What is asked:
Give again, verbatim, the lines between the line that contains "Write a component" and the line that contains "const gearAngles = [0, 45, 90, 135, 180, 225, 270, 315];", counting both ends. Pictures are excluded from the copy.
━━ Data entries
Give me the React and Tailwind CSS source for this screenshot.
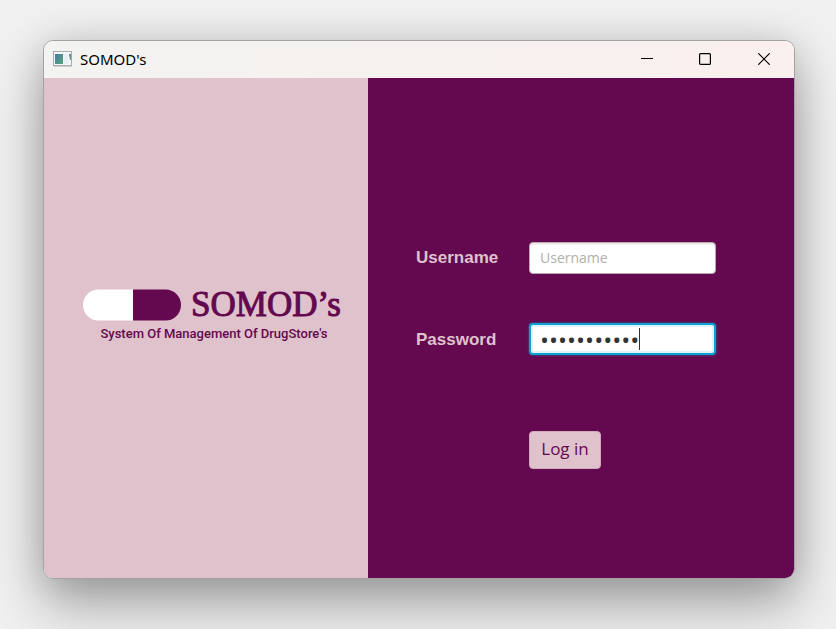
━━━━
━━ Data entries
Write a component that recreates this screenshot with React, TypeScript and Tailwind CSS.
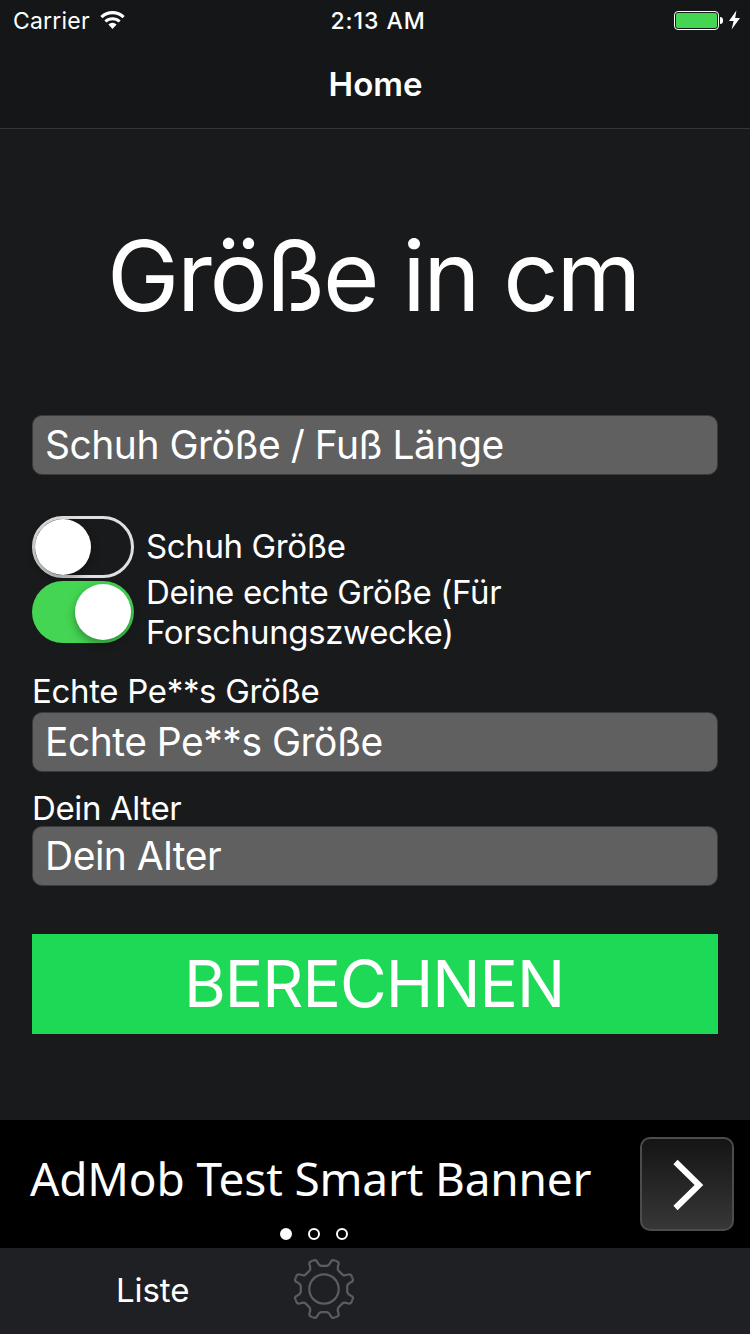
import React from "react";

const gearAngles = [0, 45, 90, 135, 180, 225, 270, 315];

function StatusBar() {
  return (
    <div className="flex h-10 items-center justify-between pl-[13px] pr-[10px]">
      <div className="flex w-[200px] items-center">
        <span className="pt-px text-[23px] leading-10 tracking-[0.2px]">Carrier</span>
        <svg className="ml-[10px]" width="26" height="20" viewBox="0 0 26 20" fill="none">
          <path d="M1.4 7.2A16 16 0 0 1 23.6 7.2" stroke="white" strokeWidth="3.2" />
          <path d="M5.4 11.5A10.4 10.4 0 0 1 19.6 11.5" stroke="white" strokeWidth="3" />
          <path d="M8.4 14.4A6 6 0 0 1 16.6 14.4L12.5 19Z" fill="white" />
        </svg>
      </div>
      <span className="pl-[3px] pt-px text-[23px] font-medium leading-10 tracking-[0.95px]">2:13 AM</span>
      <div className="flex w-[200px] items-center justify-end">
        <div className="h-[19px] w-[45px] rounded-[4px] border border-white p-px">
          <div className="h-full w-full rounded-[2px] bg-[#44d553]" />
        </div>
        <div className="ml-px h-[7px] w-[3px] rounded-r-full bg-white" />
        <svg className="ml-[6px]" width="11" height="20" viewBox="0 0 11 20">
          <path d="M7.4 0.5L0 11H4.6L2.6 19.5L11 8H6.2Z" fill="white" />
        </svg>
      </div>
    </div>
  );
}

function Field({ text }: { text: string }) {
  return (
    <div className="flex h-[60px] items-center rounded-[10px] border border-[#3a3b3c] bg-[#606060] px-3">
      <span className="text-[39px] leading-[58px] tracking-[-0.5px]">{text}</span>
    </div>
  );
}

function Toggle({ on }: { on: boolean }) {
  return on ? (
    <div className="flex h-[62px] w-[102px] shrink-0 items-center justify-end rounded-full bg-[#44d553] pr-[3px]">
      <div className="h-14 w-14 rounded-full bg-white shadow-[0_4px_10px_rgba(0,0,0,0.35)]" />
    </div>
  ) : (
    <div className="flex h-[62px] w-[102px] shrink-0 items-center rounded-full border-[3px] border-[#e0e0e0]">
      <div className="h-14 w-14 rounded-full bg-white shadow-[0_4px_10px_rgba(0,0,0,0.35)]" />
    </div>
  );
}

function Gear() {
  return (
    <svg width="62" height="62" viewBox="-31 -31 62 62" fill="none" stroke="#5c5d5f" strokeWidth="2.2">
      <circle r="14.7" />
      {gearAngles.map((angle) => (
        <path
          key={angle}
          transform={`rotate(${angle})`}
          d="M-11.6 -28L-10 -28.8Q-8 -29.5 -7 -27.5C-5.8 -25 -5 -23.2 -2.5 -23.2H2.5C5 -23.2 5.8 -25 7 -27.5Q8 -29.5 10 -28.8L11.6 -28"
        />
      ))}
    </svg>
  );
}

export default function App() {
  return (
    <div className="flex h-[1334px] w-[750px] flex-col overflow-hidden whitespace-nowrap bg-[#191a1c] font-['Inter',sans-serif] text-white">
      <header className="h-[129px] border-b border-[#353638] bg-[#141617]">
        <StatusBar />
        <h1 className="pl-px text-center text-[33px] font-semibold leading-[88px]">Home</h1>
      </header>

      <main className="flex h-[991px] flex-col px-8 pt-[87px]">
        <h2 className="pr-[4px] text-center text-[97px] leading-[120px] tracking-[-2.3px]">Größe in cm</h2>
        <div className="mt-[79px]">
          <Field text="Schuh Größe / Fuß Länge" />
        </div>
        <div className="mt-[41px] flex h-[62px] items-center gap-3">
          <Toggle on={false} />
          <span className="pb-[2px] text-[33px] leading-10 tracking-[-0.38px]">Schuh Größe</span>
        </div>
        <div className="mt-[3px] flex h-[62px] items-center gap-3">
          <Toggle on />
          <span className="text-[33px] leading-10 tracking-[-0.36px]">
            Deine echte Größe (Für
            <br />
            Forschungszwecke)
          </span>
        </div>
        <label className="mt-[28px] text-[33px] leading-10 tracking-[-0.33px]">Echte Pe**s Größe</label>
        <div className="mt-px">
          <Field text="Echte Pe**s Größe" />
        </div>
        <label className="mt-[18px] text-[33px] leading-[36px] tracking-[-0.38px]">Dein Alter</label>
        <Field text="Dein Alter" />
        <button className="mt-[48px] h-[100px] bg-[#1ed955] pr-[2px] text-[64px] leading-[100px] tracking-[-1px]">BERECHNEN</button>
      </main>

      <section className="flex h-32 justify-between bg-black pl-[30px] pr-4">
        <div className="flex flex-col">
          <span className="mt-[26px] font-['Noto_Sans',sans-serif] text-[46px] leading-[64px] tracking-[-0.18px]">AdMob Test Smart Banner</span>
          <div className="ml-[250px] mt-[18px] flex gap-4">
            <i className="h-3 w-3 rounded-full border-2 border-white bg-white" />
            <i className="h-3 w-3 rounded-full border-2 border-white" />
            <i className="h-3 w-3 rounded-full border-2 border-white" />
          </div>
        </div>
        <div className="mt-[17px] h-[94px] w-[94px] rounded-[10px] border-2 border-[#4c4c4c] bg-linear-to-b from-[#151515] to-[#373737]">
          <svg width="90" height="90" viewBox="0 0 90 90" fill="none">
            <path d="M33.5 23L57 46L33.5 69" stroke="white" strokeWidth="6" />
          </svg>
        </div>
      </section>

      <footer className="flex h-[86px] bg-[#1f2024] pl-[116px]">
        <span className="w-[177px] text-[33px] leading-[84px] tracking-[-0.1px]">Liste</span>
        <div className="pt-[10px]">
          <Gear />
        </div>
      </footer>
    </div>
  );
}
━━━━
Complete answer:
Write a component that recreates this screenshot with React, TypeScript and Tailwind CSS.
import React from "react";

const gearAngles = [0, 45, 90, 135, 180, 225, 270, 315];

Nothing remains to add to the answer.